On this point, the Court found in favour of the award creditors, noting that “Section 68 is not…confined exclusively to cases in which the tribunal has gone wrong in its conduct of the arbitration, if that is understood to mean that the tribunal has done something which it should not have done in the circumstances which were presented to it.” The Court determined that if an award was open to being misunderstood by an enforcing court then that award could be uncertain or ambiguous, even where English lawyers would understand the award’s meaning and effect. In this case enforcement had been refused by the court in China, demonstrating that the award was ambiguous.

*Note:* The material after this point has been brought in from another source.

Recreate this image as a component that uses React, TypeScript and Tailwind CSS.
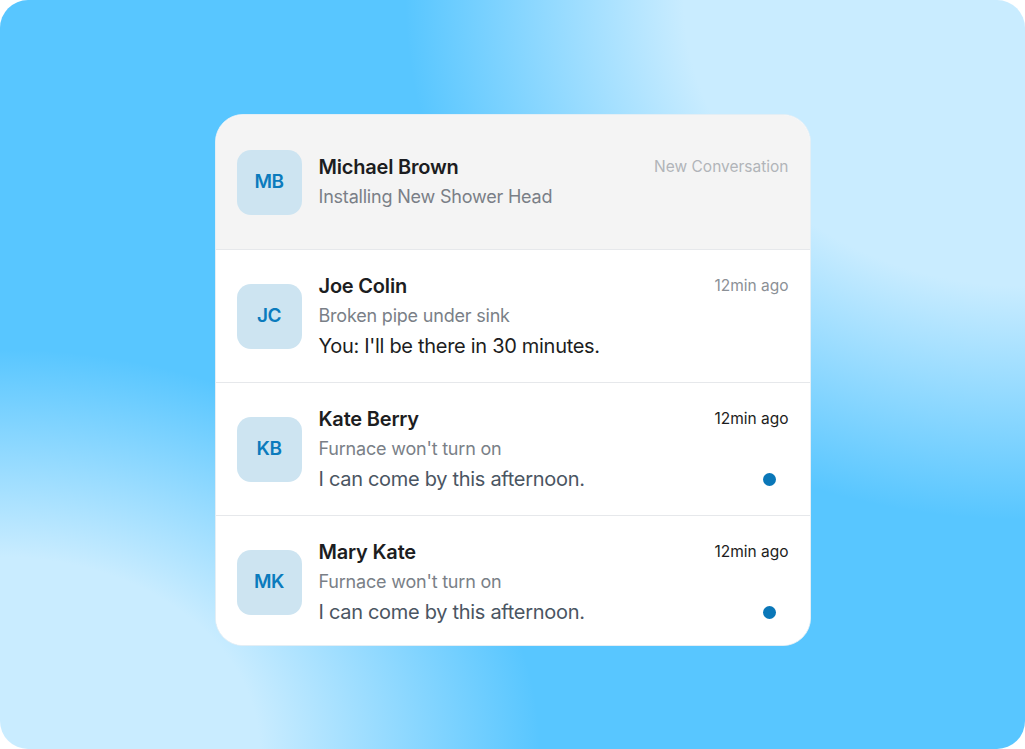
type Thread = {
  initials: string;
  name: string;
  topic: string;
  preview?: string;
  time: string;
  unread?: boolean;
  muted?: boolean;
  fresh?: boolean;
};

const threads: Thread[] = [
  { initials: "MB", name: "Michael Brown", topic: "Installing New Shower Head", time: "New Conversation", fresh: true },
  { initials: "JC", name: "Joe Colin", topic: "Broken pipe under sink", preview: "You: I'll be there in 30 minutes.", time: "12min ago", muted: true },
  { initials: "KB", name: "Kate Berry", topic: "Furnace won't turn on", preview: "I can come by this afternoon.", time: "12min ago", unread: true },
  { initials: "MK", name: "Mary Kate", topic: "Furnace won't turn on", preview: "I can come by this afternoon.", time: "12min ago", unread: true },
];

function ThreadRow({ t }: { t: Thread }) {
  return (
    <div
      className={`flex h-[133px] items-center pl-[21px] pr-[21px] ${
        t.fresh ? "h-[134px] bg-[#f4f4f4]" : "border-t border-[#e6e8eb] bg-white"
      }`}
    >
      <div className="flex h-[65px] w-[65px] shrink-0 items-center justify-center rounded-[14px] bg-[#cde4f1] text-[19px] font-semibold tracking-tight text-[#0b7bbd]">
        {t.initials}
      </div>
      <div className="ml-[17px] flex min-w-0 flex-1 flex-col">
        <div className="flex items-center justify-between">
          <span className="text-[20px] leading-[30px] font-semibold tracking-[-0.2px] text-[#1c1d21]">{t.name}</span>
          <span
            className={`text-[15.5px] leading-[30px] ${
              t.fresh ? "text-[#b1b4b9]" : t.muted ? "text-[#8b9096]" : "text-[#1c1d21]"
            }`}
          >
            {t.time}
          </span>
        </div>
        <span className="text-[18px] leading-[30px] tracking-[-0.2px] text-[#7a7f87]">{t.topic}</span>
        {t.preview && (
          <div className="flex items-center justify-between">
            <span
              className={`text-[20px] leading-[30px] tracking-[-0.3px] ${
                t.muted ? "text-[#1c1d21]" : "text-[#4a5562]"
              }`}
            >
              {t.preview}
            </span>
            {t.unread && <span className="mr-[13px] h-[13px] w-[13px] rounded-full bg-[#0a77b8]" />}
          </div>
        )}
      </div>
    </div>
  );
}

export default function App() {
  return (
    <div className="h-[749px] w-full bg-white font-['Inter','Liberation_Sans',sans-serif]">
      <div className="flex h-full w-full justify-center overflow-hidden rounded-[28px] bg-[#58c6ff] bg-[image:radial-gradient(620px_520px_at_100%_0%,#c9ecff_0%,#c9ecff_55%,rgba(201,236,255,0)_100%),radial-gradient(540px_400px_at_0%_100%,#c9ecff_0%,#c9ecff_48%,rgba(201,236,255,0)_100%)] pt-[114px]">
        <div className="h-[532px] w-[596px] overflow-hidden rounded-[28px] border border-[#e3eef5] bg-white">
          {threads.map((t) => (
            <ThreadRow key={t.initials} t={t} />
          ))}
        </div>
      </div>
    </div>
  );
}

The award debtor argued that allowing ambiguity or uncertainty under s68(2)(f) to encompass correction of the identity of a party “would open the door to unmeritorious applications”, where the award had a “clear meaning and effect as a matter of the curial law.” However, the Court did not consider this a real danger, as future award creditors would have to show that the ambiguity or uncertainty either had already caused, or would cause, an enforcing court to fail to enforce the award in line with what the English Court would consider to be its true meaning and effect.
Accordingly, the Court granted the Claimants’ application under s68(2)(f), and remitted the award to the tribunal to reconsider the identity of the parties to the contract. Given the successful finding under s68(2)(f), the Court did not see any need to deal with the alternative application under s68(2)(c).
This is a relatively rare example of a successful challenge under s68 of the Act. The decision demonstrates the English courts’ willingness to deal robustly with ambiguities or uncertainties in awards where these amount to serious irregularity under s68. The judgment also reconfirms the high threshold in respect of a challenge to an award for alleged uncertainty or ambiguity under s68(2)(f).